# WHAT IS NEEDED
Within the data that follows, how many lines carry the string "page"? Give the number alone.

Interface markup and scripts
——————
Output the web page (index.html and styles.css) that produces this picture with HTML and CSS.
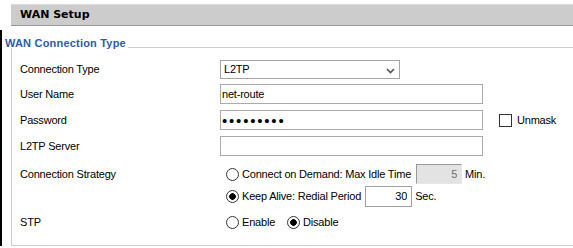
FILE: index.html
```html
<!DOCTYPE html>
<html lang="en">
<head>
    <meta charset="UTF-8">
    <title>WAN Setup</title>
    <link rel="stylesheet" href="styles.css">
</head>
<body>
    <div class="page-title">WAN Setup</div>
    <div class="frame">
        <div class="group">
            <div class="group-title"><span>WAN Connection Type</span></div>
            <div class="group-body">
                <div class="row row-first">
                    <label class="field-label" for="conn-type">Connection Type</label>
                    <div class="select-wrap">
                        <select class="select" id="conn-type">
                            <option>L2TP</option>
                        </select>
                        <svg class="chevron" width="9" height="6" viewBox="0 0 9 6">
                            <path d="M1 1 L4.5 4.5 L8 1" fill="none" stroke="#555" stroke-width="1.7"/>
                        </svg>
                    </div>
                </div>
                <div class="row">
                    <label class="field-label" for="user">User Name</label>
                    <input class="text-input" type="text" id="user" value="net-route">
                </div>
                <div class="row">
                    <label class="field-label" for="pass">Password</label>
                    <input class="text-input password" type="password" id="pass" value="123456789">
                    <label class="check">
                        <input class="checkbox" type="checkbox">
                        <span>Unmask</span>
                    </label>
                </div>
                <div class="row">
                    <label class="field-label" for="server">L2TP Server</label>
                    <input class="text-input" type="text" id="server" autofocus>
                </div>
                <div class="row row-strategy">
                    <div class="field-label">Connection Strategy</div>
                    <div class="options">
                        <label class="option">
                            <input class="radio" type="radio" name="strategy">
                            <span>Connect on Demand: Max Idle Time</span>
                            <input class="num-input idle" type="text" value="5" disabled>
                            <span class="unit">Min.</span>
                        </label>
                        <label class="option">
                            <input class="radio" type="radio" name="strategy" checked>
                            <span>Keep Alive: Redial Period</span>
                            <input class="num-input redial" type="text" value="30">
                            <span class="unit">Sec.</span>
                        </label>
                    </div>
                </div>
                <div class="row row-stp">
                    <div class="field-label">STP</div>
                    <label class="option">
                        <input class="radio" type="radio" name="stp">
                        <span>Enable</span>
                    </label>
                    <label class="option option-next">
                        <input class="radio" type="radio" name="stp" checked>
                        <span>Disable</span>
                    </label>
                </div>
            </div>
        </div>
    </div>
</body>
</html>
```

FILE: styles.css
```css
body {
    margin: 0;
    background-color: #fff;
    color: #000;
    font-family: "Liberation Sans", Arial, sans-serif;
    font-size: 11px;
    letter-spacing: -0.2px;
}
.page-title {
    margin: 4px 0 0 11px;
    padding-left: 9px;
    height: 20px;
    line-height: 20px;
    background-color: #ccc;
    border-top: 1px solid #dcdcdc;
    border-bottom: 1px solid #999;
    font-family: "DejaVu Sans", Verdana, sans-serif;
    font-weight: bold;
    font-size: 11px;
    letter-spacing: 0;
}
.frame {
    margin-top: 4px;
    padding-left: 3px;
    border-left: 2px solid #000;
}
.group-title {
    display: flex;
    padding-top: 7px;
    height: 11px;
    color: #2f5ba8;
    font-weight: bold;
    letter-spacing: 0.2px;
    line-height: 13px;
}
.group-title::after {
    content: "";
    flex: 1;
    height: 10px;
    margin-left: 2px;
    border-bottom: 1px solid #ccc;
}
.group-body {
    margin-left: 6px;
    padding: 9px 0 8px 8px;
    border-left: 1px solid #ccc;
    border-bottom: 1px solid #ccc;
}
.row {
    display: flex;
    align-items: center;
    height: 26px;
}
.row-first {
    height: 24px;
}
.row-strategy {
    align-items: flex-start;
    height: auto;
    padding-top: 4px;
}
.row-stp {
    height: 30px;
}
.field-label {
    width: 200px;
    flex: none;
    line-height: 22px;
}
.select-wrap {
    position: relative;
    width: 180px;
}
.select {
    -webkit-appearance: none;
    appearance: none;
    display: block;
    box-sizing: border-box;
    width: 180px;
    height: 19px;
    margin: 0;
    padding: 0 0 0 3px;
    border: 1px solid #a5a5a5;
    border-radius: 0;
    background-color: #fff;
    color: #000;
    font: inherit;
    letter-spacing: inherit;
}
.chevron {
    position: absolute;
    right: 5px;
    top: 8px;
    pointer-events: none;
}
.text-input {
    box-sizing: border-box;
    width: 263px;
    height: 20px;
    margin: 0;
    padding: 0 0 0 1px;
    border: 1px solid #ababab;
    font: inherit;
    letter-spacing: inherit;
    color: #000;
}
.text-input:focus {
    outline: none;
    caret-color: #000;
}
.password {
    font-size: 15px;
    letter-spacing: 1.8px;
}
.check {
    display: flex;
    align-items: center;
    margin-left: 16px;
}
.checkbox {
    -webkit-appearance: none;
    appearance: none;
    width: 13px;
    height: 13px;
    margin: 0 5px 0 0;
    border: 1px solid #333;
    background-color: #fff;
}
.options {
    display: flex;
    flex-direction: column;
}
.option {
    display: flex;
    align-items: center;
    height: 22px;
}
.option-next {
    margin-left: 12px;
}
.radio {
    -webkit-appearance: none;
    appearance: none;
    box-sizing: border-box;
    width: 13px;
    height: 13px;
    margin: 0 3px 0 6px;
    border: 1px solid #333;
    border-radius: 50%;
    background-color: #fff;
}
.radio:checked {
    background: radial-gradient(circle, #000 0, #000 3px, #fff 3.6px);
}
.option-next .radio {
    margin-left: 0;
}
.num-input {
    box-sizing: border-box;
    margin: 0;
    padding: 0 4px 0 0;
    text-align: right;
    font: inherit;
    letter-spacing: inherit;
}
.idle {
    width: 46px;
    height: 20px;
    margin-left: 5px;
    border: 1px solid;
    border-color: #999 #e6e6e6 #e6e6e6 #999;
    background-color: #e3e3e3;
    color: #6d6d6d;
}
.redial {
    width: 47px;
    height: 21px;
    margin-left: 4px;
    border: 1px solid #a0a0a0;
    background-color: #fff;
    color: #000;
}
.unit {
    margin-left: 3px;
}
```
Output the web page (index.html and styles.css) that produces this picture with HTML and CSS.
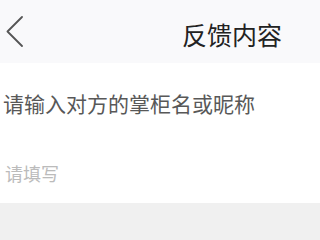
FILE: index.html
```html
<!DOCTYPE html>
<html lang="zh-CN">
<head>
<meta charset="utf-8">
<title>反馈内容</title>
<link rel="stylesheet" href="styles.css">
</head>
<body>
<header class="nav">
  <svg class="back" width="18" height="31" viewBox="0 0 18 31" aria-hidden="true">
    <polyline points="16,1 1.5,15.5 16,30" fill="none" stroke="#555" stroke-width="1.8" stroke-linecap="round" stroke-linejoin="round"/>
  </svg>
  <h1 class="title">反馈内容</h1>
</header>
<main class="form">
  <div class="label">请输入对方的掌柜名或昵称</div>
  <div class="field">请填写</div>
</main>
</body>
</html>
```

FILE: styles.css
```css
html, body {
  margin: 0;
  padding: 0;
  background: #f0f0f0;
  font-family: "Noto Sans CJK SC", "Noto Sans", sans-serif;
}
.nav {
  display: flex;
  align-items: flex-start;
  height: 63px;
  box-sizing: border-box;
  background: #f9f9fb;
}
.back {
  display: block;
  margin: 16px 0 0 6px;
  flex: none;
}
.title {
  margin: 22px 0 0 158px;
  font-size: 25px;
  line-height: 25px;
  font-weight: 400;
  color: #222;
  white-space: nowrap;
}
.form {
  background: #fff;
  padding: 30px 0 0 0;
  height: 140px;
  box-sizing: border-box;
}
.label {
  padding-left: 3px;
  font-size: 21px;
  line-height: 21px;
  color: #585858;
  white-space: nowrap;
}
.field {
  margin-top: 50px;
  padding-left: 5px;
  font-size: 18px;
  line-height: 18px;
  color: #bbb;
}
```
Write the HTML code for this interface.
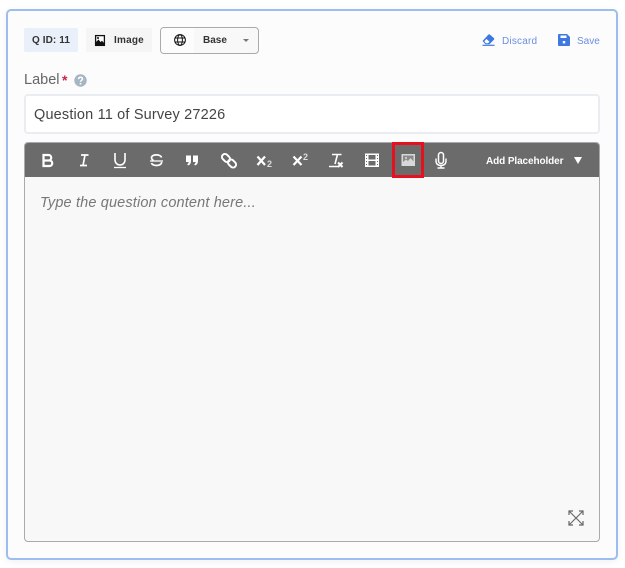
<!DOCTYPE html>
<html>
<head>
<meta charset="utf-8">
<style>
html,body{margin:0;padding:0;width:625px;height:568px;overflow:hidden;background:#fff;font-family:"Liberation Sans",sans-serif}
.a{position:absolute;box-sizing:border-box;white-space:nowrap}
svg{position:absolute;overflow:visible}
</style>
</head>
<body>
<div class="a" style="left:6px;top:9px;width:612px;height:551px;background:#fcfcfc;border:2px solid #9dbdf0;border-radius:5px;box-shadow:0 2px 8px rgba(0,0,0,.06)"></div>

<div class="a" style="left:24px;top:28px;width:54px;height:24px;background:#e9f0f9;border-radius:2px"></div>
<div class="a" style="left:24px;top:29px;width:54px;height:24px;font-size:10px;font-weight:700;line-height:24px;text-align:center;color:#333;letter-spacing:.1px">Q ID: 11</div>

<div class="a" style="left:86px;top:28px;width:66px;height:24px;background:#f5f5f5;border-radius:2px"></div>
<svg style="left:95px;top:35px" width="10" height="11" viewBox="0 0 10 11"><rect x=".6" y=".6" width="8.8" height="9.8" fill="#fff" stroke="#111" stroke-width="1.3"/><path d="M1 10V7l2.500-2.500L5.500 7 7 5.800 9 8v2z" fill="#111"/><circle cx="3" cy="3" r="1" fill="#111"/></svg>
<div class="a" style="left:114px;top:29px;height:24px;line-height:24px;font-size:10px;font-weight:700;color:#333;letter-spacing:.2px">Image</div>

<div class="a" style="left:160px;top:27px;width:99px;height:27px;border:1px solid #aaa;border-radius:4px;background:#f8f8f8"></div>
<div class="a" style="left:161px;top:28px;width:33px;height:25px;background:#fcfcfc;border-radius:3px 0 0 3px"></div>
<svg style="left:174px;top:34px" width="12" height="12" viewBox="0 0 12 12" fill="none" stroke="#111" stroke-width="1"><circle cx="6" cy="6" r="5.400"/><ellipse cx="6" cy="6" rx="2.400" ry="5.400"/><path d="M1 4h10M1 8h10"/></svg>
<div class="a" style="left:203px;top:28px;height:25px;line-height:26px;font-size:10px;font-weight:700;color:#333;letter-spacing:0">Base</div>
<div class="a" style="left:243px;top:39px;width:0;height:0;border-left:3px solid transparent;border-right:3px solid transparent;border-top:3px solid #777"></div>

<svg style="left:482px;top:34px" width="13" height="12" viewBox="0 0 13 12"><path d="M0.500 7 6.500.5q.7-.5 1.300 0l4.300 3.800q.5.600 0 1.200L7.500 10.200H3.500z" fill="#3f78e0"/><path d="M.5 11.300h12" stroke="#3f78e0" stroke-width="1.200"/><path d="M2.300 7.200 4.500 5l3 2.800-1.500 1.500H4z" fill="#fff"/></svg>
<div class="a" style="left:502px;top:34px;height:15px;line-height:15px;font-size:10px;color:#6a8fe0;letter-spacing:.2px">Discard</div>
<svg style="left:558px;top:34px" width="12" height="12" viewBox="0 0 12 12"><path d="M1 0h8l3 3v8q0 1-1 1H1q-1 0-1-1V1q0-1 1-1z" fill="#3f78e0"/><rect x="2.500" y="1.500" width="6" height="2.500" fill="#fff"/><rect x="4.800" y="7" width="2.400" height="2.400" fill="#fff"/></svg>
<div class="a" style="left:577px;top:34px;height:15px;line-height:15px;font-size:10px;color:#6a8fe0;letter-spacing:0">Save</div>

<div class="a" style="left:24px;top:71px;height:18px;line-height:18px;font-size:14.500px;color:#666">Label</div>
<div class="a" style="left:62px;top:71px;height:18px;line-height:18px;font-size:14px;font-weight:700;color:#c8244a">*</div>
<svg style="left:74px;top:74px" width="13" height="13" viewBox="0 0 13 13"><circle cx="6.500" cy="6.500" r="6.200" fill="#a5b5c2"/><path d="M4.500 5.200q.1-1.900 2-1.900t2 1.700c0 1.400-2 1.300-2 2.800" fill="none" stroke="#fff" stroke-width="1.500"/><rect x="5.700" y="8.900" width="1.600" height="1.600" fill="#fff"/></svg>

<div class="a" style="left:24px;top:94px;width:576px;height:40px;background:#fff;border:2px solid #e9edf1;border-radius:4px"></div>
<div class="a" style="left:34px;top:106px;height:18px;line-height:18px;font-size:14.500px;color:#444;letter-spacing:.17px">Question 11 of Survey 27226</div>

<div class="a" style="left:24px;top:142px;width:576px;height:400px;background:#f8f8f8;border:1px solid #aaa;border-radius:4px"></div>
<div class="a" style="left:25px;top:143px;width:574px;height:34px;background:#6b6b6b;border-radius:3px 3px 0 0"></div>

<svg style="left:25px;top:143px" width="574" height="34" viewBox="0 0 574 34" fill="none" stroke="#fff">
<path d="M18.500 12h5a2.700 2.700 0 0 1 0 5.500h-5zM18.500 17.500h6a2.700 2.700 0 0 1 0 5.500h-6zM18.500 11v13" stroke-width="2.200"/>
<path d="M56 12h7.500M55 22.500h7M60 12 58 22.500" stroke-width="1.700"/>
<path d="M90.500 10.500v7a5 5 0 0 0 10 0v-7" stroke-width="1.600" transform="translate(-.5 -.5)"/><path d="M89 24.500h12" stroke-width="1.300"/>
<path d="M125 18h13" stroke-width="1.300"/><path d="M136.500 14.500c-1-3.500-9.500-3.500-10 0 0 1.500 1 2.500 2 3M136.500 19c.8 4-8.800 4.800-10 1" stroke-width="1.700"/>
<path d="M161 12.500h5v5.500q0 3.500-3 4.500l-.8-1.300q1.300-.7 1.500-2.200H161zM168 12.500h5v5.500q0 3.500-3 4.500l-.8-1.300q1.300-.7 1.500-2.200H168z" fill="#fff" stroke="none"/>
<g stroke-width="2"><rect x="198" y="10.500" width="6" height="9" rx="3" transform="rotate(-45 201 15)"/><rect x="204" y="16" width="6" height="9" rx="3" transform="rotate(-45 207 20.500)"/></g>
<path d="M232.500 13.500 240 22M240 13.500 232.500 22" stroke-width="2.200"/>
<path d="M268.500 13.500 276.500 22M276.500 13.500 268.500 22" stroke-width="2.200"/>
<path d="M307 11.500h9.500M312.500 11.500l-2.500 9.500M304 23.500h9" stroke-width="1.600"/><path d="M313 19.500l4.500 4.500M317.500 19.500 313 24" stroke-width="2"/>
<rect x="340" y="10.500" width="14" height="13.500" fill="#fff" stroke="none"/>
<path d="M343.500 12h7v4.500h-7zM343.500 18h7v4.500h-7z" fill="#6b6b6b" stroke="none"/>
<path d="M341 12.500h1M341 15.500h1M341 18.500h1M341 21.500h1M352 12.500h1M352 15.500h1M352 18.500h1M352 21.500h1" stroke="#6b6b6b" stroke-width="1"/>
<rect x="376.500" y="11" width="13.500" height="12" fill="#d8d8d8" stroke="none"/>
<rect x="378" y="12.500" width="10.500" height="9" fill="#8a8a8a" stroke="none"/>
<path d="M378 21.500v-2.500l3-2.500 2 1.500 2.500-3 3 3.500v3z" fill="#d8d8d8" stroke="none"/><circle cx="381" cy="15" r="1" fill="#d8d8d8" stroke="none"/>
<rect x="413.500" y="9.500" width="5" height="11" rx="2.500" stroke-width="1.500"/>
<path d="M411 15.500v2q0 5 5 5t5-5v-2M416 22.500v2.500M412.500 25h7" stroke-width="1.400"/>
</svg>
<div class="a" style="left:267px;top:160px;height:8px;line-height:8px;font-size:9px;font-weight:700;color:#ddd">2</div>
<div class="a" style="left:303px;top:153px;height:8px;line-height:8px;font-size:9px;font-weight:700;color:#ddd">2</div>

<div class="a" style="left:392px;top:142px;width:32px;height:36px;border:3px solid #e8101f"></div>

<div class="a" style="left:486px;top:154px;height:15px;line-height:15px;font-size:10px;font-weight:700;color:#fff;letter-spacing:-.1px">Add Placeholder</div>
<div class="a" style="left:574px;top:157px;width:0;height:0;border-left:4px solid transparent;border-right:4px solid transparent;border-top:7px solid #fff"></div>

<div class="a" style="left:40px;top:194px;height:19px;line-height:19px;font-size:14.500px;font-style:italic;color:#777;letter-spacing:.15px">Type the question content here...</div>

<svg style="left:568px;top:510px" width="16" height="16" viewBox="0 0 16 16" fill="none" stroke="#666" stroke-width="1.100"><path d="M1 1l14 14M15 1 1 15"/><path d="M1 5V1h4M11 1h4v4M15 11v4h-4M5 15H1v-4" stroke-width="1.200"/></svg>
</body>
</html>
——————
# THE COMPLETED TASK
4